• _Challenge_
Copy out each line that includes the word "index".

• _Listing_
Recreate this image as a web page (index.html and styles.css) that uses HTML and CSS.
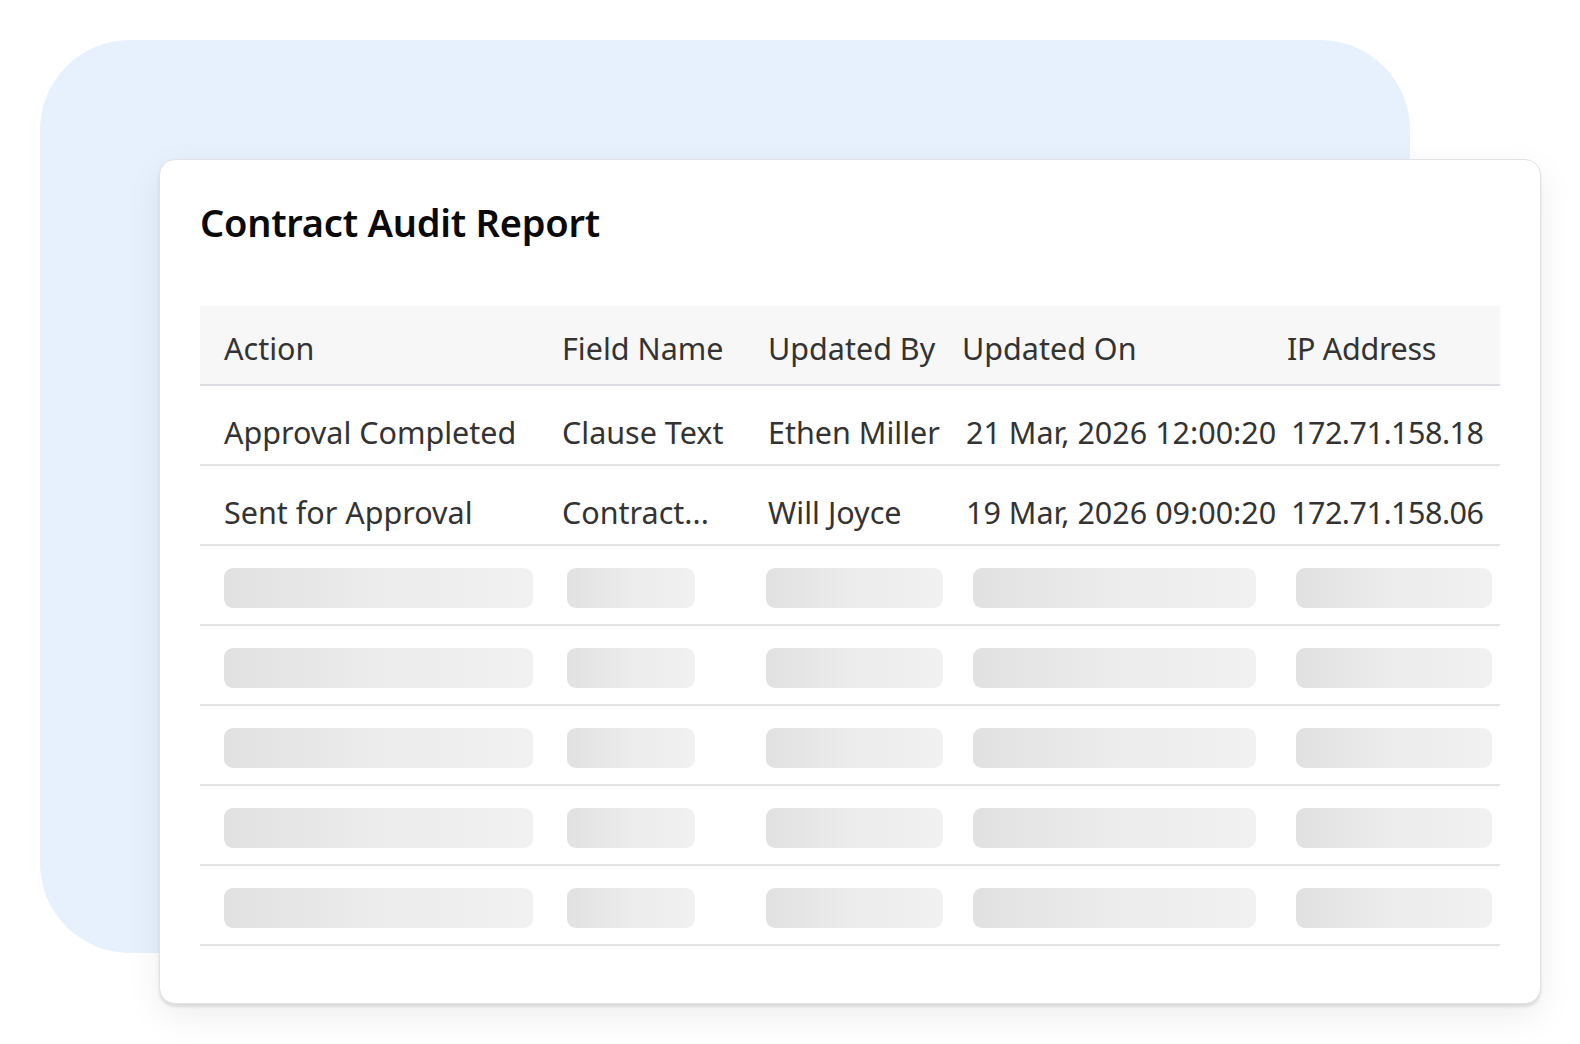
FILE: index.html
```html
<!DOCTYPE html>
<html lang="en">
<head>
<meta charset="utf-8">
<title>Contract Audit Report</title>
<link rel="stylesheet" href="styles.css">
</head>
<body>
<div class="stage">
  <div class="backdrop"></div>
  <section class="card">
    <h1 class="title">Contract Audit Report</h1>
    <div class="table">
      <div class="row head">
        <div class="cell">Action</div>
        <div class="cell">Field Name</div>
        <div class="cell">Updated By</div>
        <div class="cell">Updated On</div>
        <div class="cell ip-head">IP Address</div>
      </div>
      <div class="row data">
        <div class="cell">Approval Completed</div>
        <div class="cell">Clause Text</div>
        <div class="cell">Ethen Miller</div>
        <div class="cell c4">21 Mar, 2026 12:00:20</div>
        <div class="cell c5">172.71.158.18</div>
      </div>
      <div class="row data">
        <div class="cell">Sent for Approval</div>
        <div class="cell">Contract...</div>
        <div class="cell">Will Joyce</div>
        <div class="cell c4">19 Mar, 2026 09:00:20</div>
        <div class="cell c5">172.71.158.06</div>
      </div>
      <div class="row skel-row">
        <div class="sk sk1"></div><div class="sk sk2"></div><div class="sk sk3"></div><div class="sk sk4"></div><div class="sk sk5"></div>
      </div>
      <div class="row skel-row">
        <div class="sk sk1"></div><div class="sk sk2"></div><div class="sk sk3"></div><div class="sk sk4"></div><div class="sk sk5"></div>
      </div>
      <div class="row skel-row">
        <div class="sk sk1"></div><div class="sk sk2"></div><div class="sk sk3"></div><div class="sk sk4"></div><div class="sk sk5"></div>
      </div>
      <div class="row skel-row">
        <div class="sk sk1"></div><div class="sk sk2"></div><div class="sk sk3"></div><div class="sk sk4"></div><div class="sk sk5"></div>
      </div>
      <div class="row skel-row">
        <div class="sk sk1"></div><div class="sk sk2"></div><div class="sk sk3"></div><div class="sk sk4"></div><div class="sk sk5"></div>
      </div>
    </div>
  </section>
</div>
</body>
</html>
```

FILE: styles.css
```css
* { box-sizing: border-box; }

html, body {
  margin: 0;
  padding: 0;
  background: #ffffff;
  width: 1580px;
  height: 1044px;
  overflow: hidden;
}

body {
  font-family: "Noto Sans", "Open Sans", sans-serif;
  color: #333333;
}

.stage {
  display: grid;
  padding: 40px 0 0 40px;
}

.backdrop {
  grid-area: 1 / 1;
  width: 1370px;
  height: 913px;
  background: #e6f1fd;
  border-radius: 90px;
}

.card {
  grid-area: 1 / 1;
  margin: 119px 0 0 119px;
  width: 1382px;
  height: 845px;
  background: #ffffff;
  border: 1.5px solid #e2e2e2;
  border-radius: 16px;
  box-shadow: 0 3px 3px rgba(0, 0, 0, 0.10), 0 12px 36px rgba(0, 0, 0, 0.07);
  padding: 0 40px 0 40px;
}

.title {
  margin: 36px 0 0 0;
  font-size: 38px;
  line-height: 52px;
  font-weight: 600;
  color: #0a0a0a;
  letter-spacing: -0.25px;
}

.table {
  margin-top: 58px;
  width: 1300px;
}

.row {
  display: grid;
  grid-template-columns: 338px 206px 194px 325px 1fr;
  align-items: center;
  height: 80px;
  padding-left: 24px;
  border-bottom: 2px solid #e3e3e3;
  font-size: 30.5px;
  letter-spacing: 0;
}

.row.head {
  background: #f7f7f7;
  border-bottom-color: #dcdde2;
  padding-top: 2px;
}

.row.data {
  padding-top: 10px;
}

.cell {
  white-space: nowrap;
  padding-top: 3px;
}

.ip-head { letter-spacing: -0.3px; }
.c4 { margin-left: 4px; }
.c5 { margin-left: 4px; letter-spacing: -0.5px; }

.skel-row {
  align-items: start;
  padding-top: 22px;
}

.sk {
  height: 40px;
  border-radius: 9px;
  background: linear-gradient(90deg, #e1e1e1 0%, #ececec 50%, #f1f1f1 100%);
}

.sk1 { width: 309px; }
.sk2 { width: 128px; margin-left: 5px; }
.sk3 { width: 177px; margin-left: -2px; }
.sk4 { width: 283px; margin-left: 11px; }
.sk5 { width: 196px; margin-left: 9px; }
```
--
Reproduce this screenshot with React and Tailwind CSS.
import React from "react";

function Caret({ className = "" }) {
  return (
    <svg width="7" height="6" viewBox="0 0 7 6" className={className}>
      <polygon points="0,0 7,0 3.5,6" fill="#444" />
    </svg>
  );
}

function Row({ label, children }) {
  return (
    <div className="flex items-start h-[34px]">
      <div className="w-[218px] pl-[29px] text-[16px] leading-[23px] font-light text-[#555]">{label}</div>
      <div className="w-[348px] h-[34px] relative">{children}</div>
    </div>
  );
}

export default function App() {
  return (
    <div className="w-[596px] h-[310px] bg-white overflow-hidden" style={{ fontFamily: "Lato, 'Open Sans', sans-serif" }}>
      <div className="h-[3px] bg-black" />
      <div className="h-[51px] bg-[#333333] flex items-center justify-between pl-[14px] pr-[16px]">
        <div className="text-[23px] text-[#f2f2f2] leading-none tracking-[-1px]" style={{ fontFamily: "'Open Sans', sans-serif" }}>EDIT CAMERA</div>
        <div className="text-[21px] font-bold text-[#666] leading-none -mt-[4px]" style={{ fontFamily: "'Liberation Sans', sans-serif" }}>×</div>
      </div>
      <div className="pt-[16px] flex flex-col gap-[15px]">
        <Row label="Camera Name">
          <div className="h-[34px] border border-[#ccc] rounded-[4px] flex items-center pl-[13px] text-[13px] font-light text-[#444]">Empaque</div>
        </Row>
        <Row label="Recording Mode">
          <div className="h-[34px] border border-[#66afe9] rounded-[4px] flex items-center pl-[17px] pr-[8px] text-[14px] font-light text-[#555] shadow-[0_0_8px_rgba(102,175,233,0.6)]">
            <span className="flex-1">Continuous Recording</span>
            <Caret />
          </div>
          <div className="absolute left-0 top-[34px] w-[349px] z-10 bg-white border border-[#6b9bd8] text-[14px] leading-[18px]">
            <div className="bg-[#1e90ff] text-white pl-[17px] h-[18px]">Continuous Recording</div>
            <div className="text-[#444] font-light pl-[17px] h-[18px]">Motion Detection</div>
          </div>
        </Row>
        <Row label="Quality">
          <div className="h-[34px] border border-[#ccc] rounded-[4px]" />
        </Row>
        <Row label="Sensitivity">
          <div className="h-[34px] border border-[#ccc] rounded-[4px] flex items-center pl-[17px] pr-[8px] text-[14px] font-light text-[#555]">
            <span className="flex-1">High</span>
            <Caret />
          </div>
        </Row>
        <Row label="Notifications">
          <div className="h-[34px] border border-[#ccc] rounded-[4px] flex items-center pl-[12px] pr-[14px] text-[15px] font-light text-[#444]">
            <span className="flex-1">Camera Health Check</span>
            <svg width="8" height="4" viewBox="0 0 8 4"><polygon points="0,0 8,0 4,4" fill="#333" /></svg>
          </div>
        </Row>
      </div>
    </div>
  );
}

• _Finished task_
Recreate this image as a web page (index.html and styles.css) that uses HTML and CSS.
FILE: index.html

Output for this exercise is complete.